#### Data
--------------------

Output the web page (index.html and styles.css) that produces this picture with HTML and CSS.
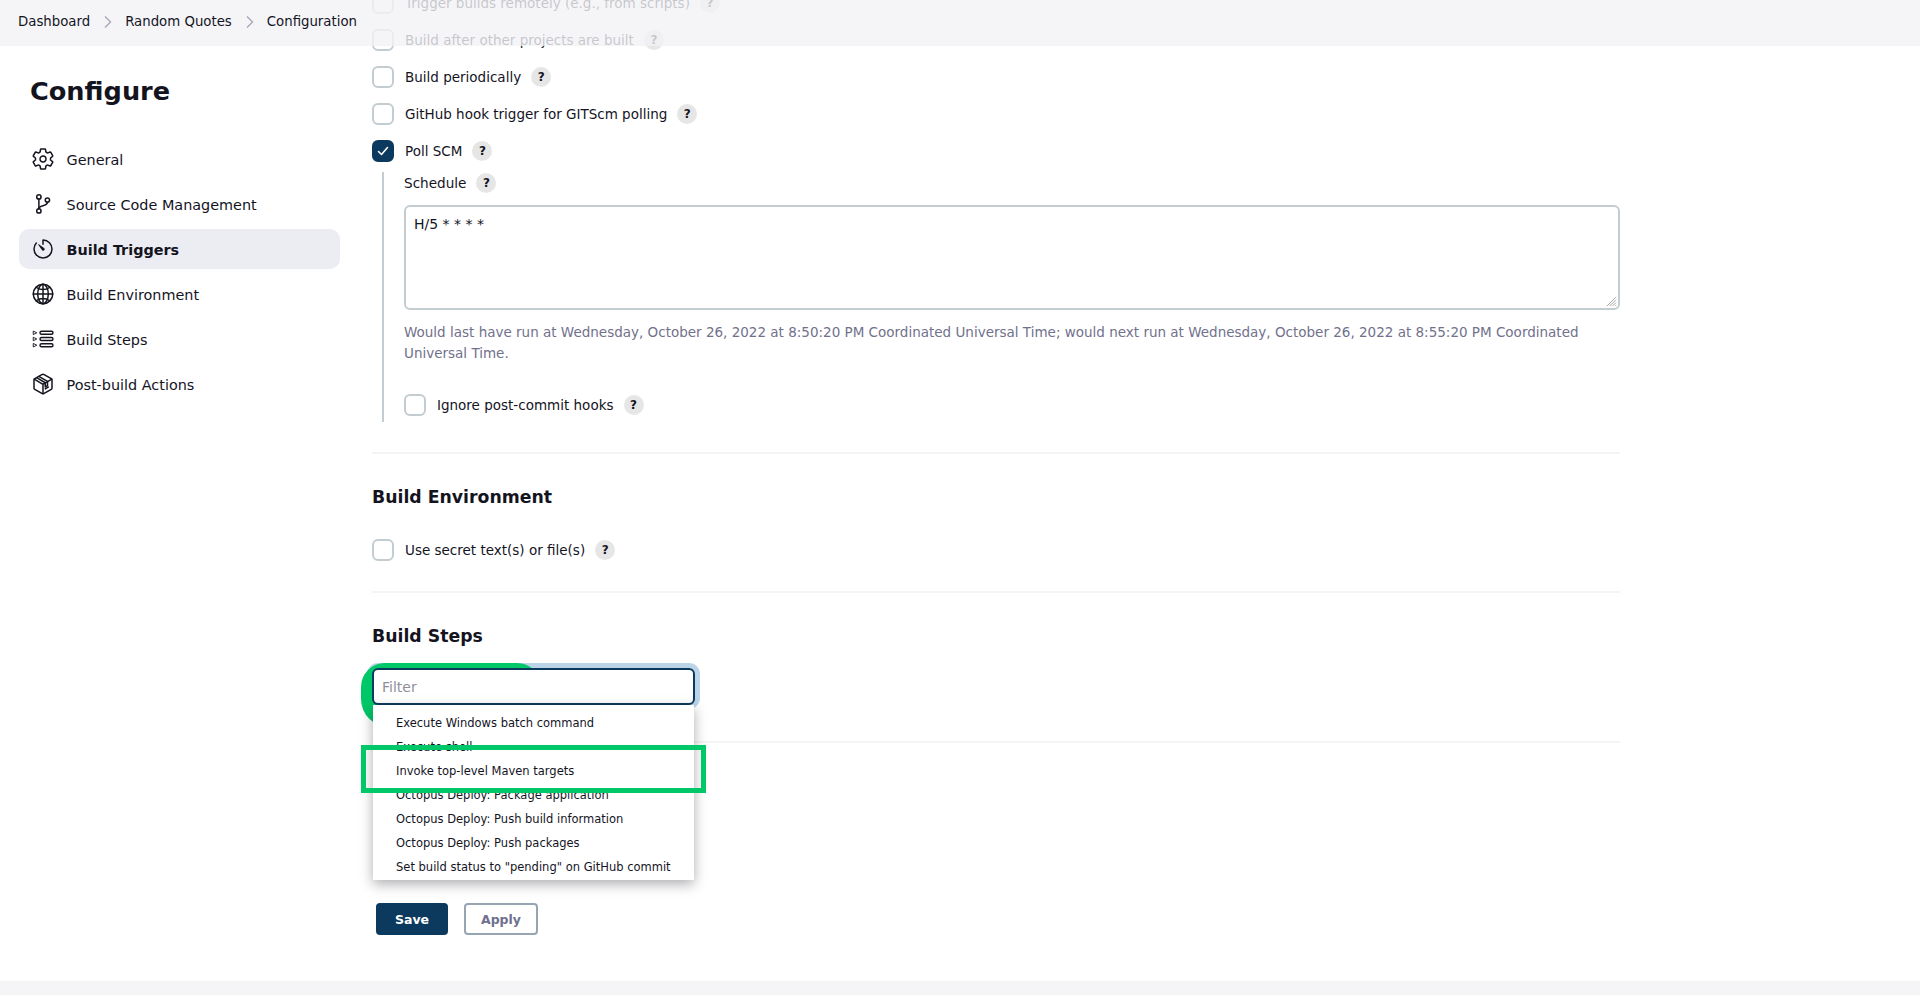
FILE: index.html
```html
<!DOCTYPE html>
<html lang="en">
<head>
<meta charset="utf-8">
<title>Random Quotes Config</title>
<link rel="stylesheet" href="styles.css">
</head>
<body>
<div class="page">
  <nav class="crumbs">
    <span>Dashboard</span>
    <svg class="chev" viewBox="0 0 10 14"><path d="M2 1.5l5.5 5.5-5.5 5.5"/></svg>
    <span>Random Quotes</span>
    <svg class="chev" viewBox="0 0 10 14"><path d="M2 1.5l5.5 5.5-5.5 5.5"/></svg>
    <span>Configuration</span>
  </nav>

  <div class="layout">
    <aside class="side">
      <h1 class="title">Configure</h1>
      <ul class="menu">
        <li class="item">
          <svg class="ico" viewBox="0 0 512 512"><path d="M262.29 192.31a64 64 0 1057.4 57.4 64.13 64.13 0 00-57.4-57.4zM416.39 256a154.34 154.34 0 01-1.53 20.79l45.21 35.46a10.81 10.81 0 012.45 13.75l-42.77 74a10.81 10.81 0 01-13.14 4.59l-44.9-18.08a16.11 16.11 0 00-15.17 1.75A164.48 164.48 0 01325 400.8a15.94 15.94 0 00-8.82 12.14l-6.73 47.89a11.08 11.08 0 01-10.68 9.17h-85.54a11.11 11.11 0 01-10.69-8.87l-6.72-47.82a16.07 16.07 0 00-9-12.22 155.3 155.3 0 01-21.46-12.57 16 16 0 00-15.11-1.71l-44.89 18.07a10.81 10.81 0 01-13.14-4.58l-42.77-74a10.8 10.8 0 012.45-13.75l38.21-30a16.05 16.05 0 006-14.08c-.36-4.17-.58-8.33-.58-12.5s.21-8.27.58-12.35a16 16 0 00-6.07-13.94l-38.19-30A10.81 10.81 0 0149.48 186l42.77-74a10.81 10.81 0 0113.14-4.59l44.9 18.08a16.11 16.11 0 0015.17-1.75A164.48 164.48 0 01187 111.2a15.94 15.94 0 008.82-12.14l6.73-47.89A11.08 11.08 0 01213.23 42h85.54a11.11 11.11 0 0110.69 8.87l6.72 47.82a16.07 16.07 0 009 12.22 155.3 155.3 0 0121.46 12.57 16 16 0 0015.11 1.71l44.89-18.07a10.81 10.81 0 0113.14 4.58l42.77 74a10.8 10.8 0 01-2.45 13.75l-38.21 30a16.05 16.05 0 00-6.05 14.08c.33 4.14.55 8.3.55 12.47z"/></svg>
          <span>General</span>
        </li>
        <li class="item">
          <svg class="ico" viewBox="0 0 512 512"><circle cx="168" cy="104" r="46"/><circle cx="168" cy="404" r="46"/><path d="M168 358V150"/><circle cx="350" cy="172" r="46"/><path d="M350 218c0 100-182 50-182 140"/></svg>
          <span>Source Code Management</span>
        </li>
        <li class="item active">
          <svg class="ico" viewBox="0 0 512 512"><path d="M112.91 128A191.85 191.85 0 0064 254c-1.18 106.35 85.65 193.8 192 194 106.2.2 192-85.83 192-192 0-104.54-83.55-189.61-187.5-192a4.36 4.36 0 00-4.5 4.37V152"/><path d="M233.38 278.63l-79-113a8.13 8.13 0 0111.32-11.32l113 79a32.5 32.5 0 01-37.25 53.26 33.21 33.21 0 01-8.07-7.94z" class="solid"/></svg>
          <span>Build Triggers</span>
        </li>
        <li class="item">
          <svg class="ico" viewBox="0 0 512 512"><path d="M256 48C141.13 48 48 141.13 48 256s93.13 208 208 208 208-93.13 208-208S370.87 48 256 48z"/><path d="M256 48c-58.07 0-112.67 93.31-112.67 208S197.93 464 256 464s112.67-93.31 112.67-208S314.07 48 256 48z"/><path d="M117.33 117.33c38.24 27.15 86.38 43.34 138.67 43.34s100.43-16.19 138.67-43.34M394.67 394.67c-38.24-27.15-86.38-43.34-138.67-43.34s-100.43 16.19-138.67 43.34M256 48v416M464 256H48"/></svg>
          <span>Build Environment</span>
        </li>
        <li class="item">
          <svg class="ico" viewBox="0 0 24 24"><rect x="9" y="4.2" width="13" height="3" rx="1.5"/><rect x="9" y="10.5" width="13" height="3" rx="1.5"/><rect x="9" y="16.8" width="13" height="3" rx="1.5"/><path d="M2.6 4.2l3.2 1.6-3.2 1.6zM2.6 10.4l3.2 1.6-3.2 1.6zM2.6 16.6l3.2 1.6-3.2 1.6z" class="thin"/></svg>
          <span>Build Steps</span>
        </li>
        <li class="item">
          <svg class="ico" viewBox="0 0 512 512"><path d="M448 341.37V170.61A32 32 0 00432.11 143l-152-88.46a47.94 47.94 0 00-48.24 0L79.89 143A32 32 0 0064 170.61v170.76A32 32 0 0079.89 369l152 88.46a48 48 0 0048.24 0l152-88.46A32 32 0 00448 341.37z"/><path d="M69 153.99l187 110 187-110M256 463.99v-200"/><path d="M176 98l176 104v90l-48 27v-90L128 125M304 360l64-38"/></svg>
          <span>Post-build Actions</span>
        </li>
      </ul>
    </aside>

    <main class="content">
      <div class="opt"><span class="box"></span><span>Trigger builds remotely (e.g., from scripts)</span><span class="help">?</span></div>
      <div class="opt"><span class="box"></span><span>Build after other projects are built</span><span class="help">?</span></div>
      <div class="opt"><span class="box"></span><span>Build periodically</span><span class="help">?</span></div>
      <div class="opt"><span class="box"></span><span>GitHub hook trigger for GITScm polling</span><span class="help">?</span></div>
      <div class="opt"><span class="box checked"><svg viewBox="0 0 22 22"><path d="M6.5 11.5l3 3 6-7"/></svg></span><span>Poll SCM</span><span class="help">?</span></div>

      <section class="nested">
        <div class="label"><span>Schedule</span><span class="help">?</span></div>
        <div class="area">H/5 * * * *<svg class="grip" viewBox="0 0 12 12"><path d="M11 1L1 11M11 4L4 11M11 7L7 11M11 10L10 11"/></svg></div>
        <p class="hint">Would last have run at Wednesday, October 26, 2022 at 8:50:20 PM Coordinated Universal Time; would next run at Wednesday, October 26, 2022 at 8:55:20 PM Coordinated Universal Time.</p>
        <div class="opt ignore"><span class="box"></span><span>Ignore post-commit hooks</span><span class="help">?</span></div>
      </section>

      <hr class="rule first">
      <h2 class="head">Build Environment</h2>
      <div class="opt env"><span class="box"></span><span>Use secret text(s) or file(s)</span><span class="help">?</span></div>
      <hr class="rule second">
      <h2 class="head">Build Steps</h2>

      <div class="adder">
        <div class="halo"></div>
        <div class="greenarc"></div>
        <div class="filter">Filter</div>
        <ul class="drop">
          <li>Execute Windows batch command</li>
          <li>Execute shell</li>
          <li>Invoke top-level Maven targets</li>
          <li>Octopus Deploy: Package application</li>
          <li>Octopus Deploy: Push build information</li>
          <li>Octopus Deploy: Push packages</li>
          <li>Set build status to "pending" on GitHub commit</li>
        </ul>
        <div class="mark"></div>
      </div>
      <hr class="rule third">
      <div class="actions">
        <span class="btn save">Save</span>
        <span class="btn apply">Apply</span>
      </div>
    </main>
  </div>
  <footer class="foot"></footer>
</div>
</body>
</html>
```

FILE: styles.css
```css
* { box-sizing: border-box; }
html, body { margin: 0; height: 995px; overflow: hidden; background: #fff; }
body { font-family: "DejaVu Sans", sans-serif; font-size: 13.5px; color: #14141f; }
.page { position: relative; height: 995px; overflow: hidden; display: flex; flex-direction: column; }

.crumbs { position: absolute; top: 0; left: 0; right: 0; height: 46px; z-index: 5; display: flex; align-items: center; padding: 0 0 2px 18px; background: rgba(243,243,246,.8); font-size: 13.3px; line-height: 44px; }
.chev { width: 10px; height: 14px; margin: 0 12px 0 13px; fill: none; stroke: #a8a8bc; stroke-width: 1.4; }

.layout { flex: 1; display: flex; min-height: 0; }
.side { width: 372px; flex: none; padding: 0 0 0 19px; }
.title { margin: 76px 0 0 11px; font-size: 25.6px; line-height: 30px; font-weight: 700; }
.menu { list-style: none; margin: 33px 0 0; padding: 0; width: 321px; display: flex; flex-direction: column; gap: 5px; font-size: 14.4px; }
.item { height: 40px; display: flex; align-items: center; padding-left: 12px; gap: 11.5px; border-radius: 10px; }
.item span { padding-top: 1px; }
.item.active { background: #ecedf2; font-weight: 700; }
.ico { width: 24px; height: 24px; flex: none; fill: none; stroke: #14141f; stroke-width: 32; stroke-linecap: round; stroke-linejoin: round; }
.ico rect { stroke-width: 1.4; }
.ico .thin { stroke-width: .9; }
.ico .solid { fill: #14141f; stroke: none; }

.content { width: 1248px; flex: none; margin-top: -8px; }
.opt { display: flex; align-items: center; height: 22px; margin-bottom: 15px; }
.box { width: 22px; height: 22px; border: 2px solid #c3ccd1; border-radius: 6px; background: #fff; margin-right: 11px; flex: none; display: flex; }
.box.checked { background: #0b3a5e; border-color: #0b3a5e; }
.box.checked svg { width: 22px; height: 22px; margin: -2px; fill: none; stroke: #fff; stroke-width: 1.6; stroke-linecap: round; stroke-linejoin: round; }
.help { width: 20px; height: 20px; border-radius: 50%; background: #e6e6e6; margin-left: 10px; font-size: 12px; font-weight: 700; display: flex; align-items: center; justify-content: center; flex: none; }

.nested { margin: -5px 0 0 10px; border-left: 2px solid #c3ccd1; padding-left: 20px; height: 250px; }
.label { display: flex; align-items: center; height: 22px; font-size: 13.6px; }
.area { position: relative; margin-top: 11px; height: 105px; border: 2px solid #c3ccd1; border-radius: 6px; padding: 8px; font-size: 14px; line-height: 1.3; }
.grip { position: absolute; right: 1px; bottom: 1px; width: 11px; height: 11px; fill: none; stroke: #777; stroke-width: .7; }
.hint { margin: 12px 0 0; color: #71718c; line-height: 21px; }
.opt.ignore { margin: 30px 0 0; }

.rule { border: 0; height: 2px; background: #f4f4f7; margin: 0; }
.rule.first { margin-top: 30px; }
.head { margin: 33px 0 0; font-size: 17.3px; line-height: 20px; font-weight: 700; }
.opt.env { margin: 32px 0 0; }
.rule.second { margin-top: 30px; }

.adder { position: relative; margin-top: 22px; width: 323px; height: 37px; }
.filter { position: relative; height: 37px; border: 2px solid #0b3a5e; border-radius: 6px; background: #fff; color: #8f8f9c; padding: 0 8px; font-size: 14px; line-height: 35px; }
.halo { position: absolute; inset: -5px -5px -4px -5px; background: #bcd4e8; border-radius: 11px; }
.greenarc { position: absolute; left: -11px; top: -5px; width: 180px; height: 64px; background: #00c868; border-radius: 24px 24px 24px 28px; }
.drop { position: absolute; left: 1px; top: 37px; width: 321px; height: 175px; margin: 0; padding: 6px 0 0; list-style: none; background: #fff; font-size: 11.5px; box-shadow: 0 4px 12px rgba(20,20,31,.35); z-index: 2; }
.drop li { height: 24px; line-height: 24px; padding-left: 23px; }
.mark { position: absolute; left: -11px; top: 77px; width: 345px; height: 48px; border: 5px solid #00c868; z-index: 3; }

.rule.third { margin-top: 36px; }
.actions { display: flex; gap: 16px; margin: 160px 0 0 4px; position: relative; z-index: 1; }
.btn { height: 32px; border-radius: 4px; font-size: 12.5px; font-weight: 700; display: flex; align-items: center; justify-content: center; }
.save { width: 72px; background: #0b3a5e; color: #fff; }
.apply { width: 74px; border: 2px solid #97a5b3; color: #6f6f8f; }

.foot { height: 14px; flex: none; background: #f5f5f8; }
```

--------------------

#### Instruction
Where does the word "index" appear? Return each line that holds it.

#### Reply
Output the web page (index.html and styles.css) that produces this picture with HTML and CSS.
FILE: index.html
.crumbs { position: absolute; top: 0; left: 0; right: 0; height: 46px; z-index: 5; display: flex; align-items: center; padding: 0 0 2px 18px; background: rgba(243,243,246,.8); font-size: 13.3px; line-height: 44px; }
.drop { position: absolute; left: 1px; top: 37px; width: 321px; height: 175px; margin: 0; padding: 6px 0 0; list-style: none; background: #fff; font-size: 11.5px; box-shadow: 0 4px 12px rgba(20,20,31,.35); z-index: 2; }
.mark { position: absolute; left: -11px; top: 77px; width: 345px; height: 48px; border: 5px solid #00c868; z-index: 3; }
.actions { display: flex; gap: 16px; margin: 160px 0 0 4px; position: relative; z-index: 1; }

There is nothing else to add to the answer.